**What is needed**
What is the number of lines in the data that hold the string "React"? Reply with that number only.

**Data block**
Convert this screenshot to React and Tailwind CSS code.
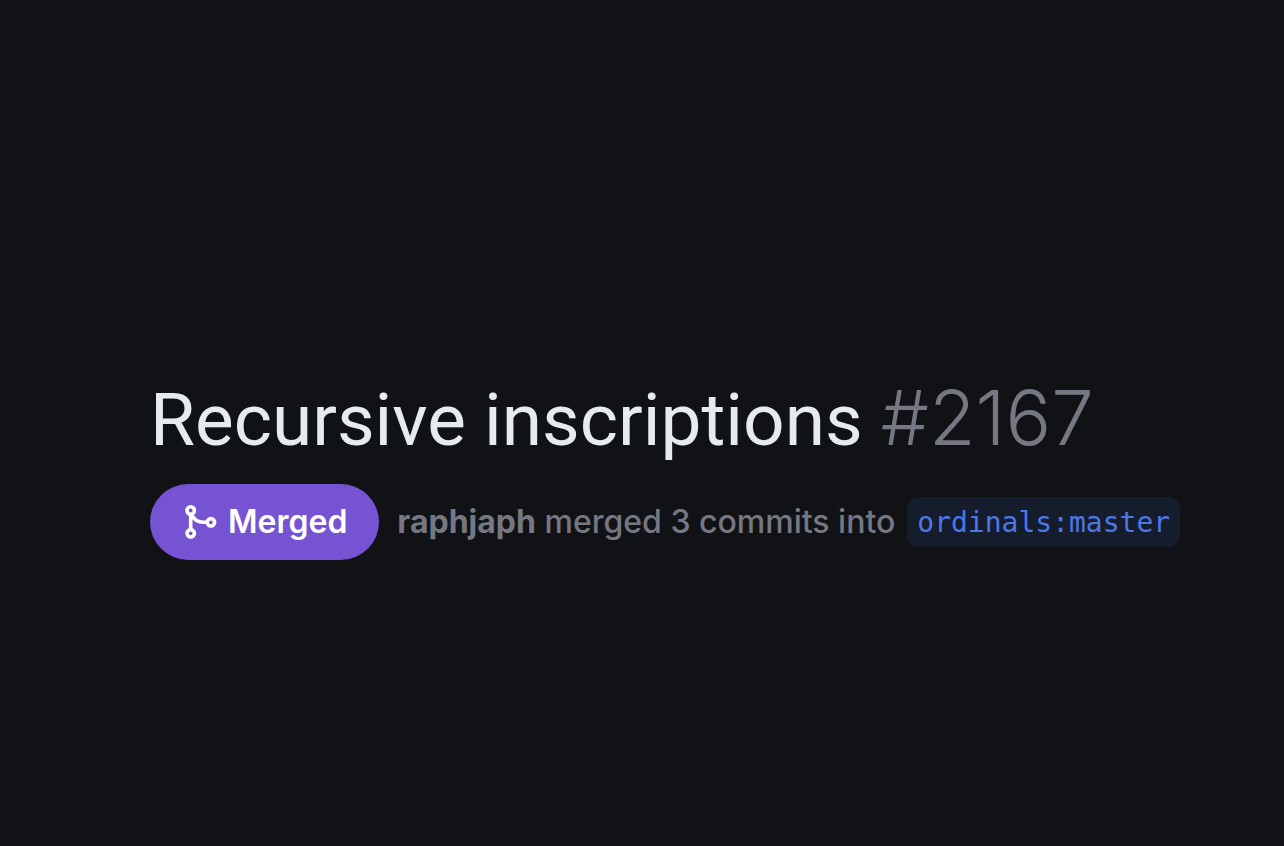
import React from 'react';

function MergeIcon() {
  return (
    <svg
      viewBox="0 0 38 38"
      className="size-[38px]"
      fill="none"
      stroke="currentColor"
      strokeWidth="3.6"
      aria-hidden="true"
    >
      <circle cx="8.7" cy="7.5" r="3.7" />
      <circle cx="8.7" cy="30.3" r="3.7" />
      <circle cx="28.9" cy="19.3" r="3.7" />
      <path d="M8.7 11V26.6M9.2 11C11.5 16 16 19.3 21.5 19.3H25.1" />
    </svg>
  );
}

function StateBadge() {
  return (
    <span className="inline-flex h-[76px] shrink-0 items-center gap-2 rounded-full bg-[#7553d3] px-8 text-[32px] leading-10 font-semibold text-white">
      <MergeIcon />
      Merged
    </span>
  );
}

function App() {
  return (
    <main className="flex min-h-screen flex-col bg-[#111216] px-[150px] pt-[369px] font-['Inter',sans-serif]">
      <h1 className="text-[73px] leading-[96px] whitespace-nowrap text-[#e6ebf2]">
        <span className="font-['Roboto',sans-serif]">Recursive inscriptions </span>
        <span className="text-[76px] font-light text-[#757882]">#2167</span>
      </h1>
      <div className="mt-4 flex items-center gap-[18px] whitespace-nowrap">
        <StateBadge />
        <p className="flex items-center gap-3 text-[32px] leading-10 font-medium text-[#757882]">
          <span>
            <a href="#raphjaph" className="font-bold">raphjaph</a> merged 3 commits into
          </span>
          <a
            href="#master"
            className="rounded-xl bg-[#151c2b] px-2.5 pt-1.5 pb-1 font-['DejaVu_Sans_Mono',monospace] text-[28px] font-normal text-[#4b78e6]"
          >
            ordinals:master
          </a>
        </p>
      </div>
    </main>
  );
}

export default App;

**Result for this task**
2